**Given records**
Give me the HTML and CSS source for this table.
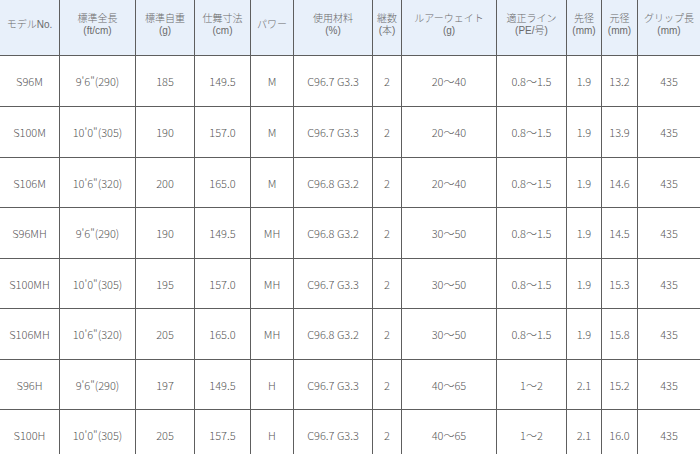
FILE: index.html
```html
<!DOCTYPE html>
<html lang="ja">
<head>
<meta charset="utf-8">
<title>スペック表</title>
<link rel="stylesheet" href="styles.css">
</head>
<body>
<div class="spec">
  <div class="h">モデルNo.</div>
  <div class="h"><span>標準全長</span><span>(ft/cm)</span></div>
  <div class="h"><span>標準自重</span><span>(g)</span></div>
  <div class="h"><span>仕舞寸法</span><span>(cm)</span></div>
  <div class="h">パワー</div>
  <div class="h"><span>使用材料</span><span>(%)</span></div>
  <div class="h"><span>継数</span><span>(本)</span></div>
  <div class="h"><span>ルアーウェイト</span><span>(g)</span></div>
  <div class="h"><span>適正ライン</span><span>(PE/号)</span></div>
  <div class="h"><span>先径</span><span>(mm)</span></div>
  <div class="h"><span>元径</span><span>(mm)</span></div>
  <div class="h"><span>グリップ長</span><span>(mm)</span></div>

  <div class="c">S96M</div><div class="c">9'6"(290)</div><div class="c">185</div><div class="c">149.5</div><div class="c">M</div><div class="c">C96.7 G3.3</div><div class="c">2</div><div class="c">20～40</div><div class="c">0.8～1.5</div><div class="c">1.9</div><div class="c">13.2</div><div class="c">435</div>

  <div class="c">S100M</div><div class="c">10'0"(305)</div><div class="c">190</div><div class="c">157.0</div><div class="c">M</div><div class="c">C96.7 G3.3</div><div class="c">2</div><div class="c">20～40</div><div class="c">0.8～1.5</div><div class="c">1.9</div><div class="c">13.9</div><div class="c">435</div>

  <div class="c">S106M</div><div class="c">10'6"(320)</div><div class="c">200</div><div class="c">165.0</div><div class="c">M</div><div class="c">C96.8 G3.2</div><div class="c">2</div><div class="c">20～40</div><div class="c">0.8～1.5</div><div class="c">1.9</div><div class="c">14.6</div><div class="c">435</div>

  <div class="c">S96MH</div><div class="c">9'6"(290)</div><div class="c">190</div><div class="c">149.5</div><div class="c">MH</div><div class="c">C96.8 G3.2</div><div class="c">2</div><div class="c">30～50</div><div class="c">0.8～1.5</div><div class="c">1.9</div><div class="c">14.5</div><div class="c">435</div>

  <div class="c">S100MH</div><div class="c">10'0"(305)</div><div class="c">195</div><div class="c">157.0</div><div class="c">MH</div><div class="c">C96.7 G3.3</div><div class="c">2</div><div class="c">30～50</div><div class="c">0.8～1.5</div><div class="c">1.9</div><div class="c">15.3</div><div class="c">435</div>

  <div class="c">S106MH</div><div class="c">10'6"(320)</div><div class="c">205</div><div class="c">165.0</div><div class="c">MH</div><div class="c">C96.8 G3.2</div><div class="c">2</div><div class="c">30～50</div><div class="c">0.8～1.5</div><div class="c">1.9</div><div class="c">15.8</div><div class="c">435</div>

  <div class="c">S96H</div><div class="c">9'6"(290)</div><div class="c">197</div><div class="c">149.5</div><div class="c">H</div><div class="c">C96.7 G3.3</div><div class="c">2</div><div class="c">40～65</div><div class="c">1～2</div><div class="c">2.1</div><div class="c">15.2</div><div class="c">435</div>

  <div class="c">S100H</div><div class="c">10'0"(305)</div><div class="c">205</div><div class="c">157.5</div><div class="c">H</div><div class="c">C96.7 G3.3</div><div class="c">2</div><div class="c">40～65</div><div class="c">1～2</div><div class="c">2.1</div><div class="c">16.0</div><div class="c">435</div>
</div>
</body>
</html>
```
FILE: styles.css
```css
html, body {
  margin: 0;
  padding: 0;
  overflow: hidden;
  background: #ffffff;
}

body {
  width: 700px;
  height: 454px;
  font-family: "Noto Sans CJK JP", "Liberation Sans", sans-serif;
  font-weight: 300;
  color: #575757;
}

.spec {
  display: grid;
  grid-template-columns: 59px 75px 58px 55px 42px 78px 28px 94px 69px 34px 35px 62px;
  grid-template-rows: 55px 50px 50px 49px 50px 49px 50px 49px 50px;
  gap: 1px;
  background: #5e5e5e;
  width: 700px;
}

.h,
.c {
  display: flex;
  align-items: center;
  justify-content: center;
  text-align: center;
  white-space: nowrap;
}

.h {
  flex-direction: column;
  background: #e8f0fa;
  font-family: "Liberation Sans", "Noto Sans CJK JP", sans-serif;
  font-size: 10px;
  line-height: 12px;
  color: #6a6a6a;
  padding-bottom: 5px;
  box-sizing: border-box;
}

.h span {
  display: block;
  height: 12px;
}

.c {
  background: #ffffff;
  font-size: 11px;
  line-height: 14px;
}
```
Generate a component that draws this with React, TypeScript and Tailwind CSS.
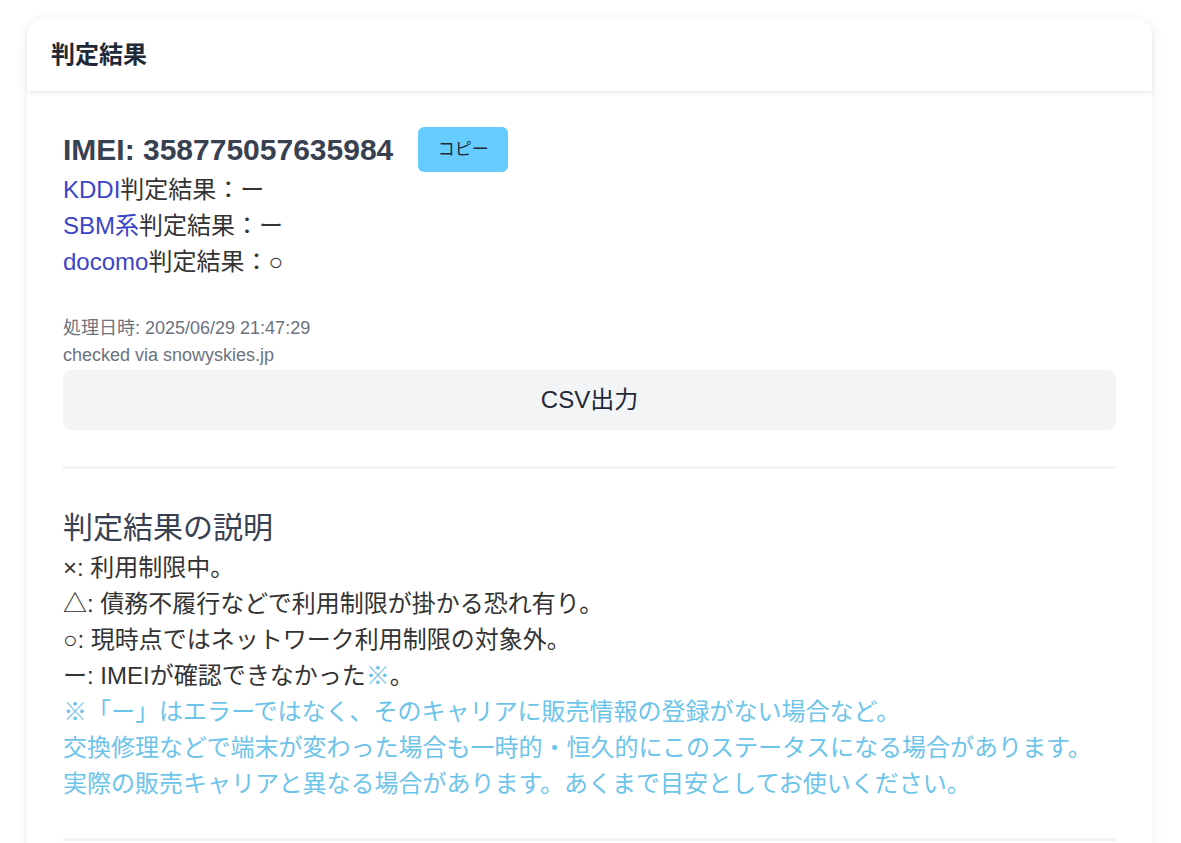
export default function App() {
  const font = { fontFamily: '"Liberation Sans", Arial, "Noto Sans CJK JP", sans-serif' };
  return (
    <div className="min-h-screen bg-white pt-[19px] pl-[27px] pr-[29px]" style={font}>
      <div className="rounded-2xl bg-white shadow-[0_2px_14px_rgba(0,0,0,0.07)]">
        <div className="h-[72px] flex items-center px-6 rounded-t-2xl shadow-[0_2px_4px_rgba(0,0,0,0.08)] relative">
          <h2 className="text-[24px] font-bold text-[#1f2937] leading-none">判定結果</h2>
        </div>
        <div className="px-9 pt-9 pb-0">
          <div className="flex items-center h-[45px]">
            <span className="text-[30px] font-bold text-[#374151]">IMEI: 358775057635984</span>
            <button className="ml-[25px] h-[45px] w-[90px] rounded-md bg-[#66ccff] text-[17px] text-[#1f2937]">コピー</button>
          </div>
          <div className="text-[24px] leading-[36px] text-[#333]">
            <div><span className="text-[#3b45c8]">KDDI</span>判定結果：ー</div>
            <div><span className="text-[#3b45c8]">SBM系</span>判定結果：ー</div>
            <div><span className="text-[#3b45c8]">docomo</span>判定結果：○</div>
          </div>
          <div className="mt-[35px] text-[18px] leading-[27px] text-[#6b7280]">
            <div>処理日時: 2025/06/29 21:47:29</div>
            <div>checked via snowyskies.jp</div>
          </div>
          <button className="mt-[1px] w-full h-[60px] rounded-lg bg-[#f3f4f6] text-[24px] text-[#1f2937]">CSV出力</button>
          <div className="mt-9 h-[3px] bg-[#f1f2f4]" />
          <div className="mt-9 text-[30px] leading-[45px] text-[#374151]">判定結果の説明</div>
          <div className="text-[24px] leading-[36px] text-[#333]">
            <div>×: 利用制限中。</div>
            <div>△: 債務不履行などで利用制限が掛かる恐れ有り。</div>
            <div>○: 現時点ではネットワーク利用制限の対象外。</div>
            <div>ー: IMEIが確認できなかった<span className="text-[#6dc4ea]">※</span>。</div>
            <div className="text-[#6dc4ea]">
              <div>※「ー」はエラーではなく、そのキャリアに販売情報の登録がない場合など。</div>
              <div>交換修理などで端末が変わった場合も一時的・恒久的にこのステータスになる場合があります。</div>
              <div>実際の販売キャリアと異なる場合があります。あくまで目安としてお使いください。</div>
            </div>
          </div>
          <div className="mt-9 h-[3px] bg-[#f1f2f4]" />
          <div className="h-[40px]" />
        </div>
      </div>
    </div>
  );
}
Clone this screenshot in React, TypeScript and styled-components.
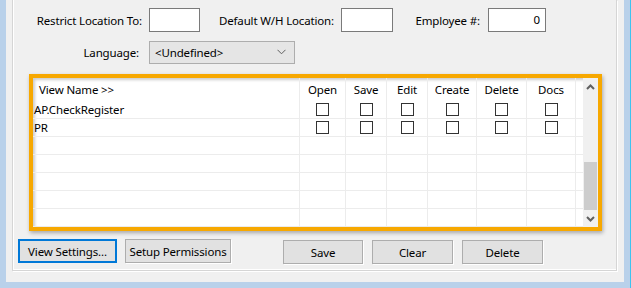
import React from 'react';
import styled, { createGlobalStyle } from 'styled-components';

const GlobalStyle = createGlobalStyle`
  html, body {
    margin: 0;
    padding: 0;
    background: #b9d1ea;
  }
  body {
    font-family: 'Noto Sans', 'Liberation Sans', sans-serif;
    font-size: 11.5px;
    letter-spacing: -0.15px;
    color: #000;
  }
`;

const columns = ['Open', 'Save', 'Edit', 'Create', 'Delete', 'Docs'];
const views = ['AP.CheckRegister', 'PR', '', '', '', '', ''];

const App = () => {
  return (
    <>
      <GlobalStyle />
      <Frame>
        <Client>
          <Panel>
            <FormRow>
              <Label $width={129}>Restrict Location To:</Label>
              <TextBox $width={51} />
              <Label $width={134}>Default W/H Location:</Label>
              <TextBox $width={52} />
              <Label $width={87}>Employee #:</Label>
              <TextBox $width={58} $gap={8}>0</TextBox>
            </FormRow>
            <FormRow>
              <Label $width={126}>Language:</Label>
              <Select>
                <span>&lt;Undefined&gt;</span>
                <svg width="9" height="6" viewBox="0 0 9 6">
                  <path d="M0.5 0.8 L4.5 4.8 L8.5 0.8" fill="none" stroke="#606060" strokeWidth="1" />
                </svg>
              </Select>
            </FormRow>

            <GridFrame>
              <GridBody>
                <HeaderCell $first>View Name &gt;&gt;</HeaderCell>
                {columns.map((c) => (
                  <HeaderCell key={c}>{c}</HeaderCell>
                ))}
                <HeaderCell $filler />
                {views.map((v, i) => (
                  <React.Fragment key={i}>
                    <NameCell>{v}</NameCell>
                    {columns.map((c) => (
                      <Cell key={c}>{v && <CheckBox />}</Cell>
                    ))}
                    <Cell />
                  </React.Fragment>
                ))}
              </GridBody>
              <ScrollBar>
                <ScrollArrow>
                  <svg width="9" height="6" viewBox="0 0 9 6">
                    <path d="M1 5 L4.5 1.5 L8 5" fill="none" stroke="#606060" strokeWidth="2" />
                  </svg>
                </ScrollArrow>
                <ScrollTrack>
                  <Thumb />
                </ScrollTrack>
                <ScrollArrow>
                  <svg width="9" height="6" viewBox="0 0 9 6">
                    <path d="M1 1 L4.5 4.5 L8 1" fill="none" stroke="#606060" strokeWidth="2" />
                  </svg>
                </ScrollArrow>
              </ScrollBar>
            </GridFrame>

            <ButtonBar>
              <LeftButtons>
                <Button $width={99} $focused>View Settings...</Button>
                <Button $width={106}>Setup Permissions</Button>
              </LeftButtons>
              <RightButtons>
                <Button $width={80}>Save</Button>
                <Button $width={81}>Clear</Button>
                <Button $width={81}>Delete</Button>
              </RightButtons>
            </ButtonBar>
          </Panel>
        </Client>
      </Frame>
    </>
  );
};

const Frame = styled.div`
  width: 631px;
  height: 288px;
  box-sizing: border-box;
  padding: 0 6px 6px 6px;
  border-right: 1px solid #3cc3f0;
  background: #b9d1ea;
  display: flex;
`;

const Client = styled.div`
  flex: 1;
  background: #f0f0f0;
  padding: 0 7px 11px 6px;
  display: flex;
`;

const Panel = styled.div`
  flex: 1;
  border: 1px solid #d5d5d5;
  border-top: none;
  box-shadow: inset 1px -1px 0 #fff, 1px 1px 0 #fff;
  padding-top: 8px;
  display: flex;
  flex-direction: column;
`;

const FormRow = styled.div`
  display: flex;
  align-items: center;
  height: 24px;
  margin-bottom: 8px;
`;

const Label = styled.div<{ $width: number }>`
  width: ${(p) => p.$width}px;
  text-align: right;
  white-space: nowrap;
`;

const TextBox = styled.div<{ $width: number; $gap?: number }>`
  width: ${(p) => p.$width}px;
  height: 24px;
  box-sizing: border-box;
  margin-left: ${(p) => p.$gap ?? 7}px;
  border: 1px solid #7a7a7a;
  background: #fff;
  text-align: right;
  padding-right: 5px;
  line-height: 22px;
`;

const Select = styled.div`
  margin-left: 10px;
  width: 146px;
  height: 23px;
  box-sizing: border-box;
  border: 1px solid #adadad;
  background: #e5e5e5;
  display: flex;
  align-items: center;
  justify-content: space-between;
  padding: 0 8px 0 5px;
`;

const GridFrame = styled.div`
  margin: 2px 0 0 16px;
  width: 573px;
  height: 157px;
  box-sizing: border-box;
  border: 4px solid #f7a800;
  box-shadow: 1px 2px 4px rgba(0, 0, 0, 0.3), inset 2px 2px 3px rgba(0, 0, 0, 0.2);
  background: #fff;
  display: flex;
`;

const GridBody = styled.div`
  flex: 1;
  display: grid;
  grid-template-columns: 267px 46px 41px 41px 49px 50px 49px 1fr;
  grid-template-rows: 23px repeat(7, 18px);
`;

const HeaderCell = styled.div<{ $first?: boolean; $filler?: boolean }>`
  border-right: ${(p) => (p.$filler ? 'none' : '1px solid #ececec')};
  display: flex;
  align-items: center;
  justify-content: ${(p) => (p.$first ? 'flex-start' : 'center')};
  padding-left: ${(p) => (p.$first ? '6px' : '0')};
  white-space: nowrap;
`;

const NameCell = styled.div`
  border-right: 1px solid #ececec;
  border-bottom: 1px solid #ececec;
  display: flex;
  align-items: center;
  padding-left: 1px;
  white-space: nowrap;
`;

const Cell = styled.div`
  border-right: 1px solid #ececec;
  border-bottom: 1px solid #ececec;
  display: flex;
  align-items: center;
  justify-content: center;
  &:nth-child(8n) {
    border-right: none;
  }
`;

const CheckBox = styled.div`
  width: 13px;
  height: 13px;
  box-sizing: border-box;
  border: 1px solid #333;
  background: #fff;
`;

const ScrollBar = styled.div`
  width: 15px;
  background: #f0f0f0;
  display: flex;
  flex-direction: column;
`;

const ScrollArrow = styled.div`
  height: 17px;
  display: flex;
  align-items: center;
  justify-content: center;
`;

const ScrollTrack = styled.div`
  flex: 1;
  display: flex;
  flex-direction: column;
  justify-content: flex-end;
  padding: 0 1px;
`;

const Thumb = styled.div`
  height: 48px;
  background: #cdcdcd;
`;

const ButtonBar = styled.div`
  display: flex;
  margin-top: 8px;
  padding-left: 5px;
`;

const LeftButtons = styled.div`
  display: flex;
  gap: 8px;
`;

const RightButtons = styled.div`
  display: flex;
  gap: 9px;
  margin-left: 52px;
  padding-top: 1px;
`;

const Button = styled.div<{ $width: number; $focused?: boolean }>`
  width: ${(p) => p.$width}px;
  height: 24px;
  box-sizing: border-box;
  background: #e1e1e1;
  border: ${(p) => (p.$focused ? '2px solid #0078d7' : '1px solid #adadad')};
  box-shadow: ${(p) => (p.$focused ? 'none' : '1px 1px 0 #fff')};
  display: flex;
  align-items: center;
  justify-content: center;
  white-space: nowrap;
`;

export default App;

**Task goal**
Copy out all lines above that include the string "TypeScript".

**Answer to the task**
Generate a component that draws this with React, TypeScript and Tailwind CSS.
Clone this screenshot in React, TypeScript and styled-components.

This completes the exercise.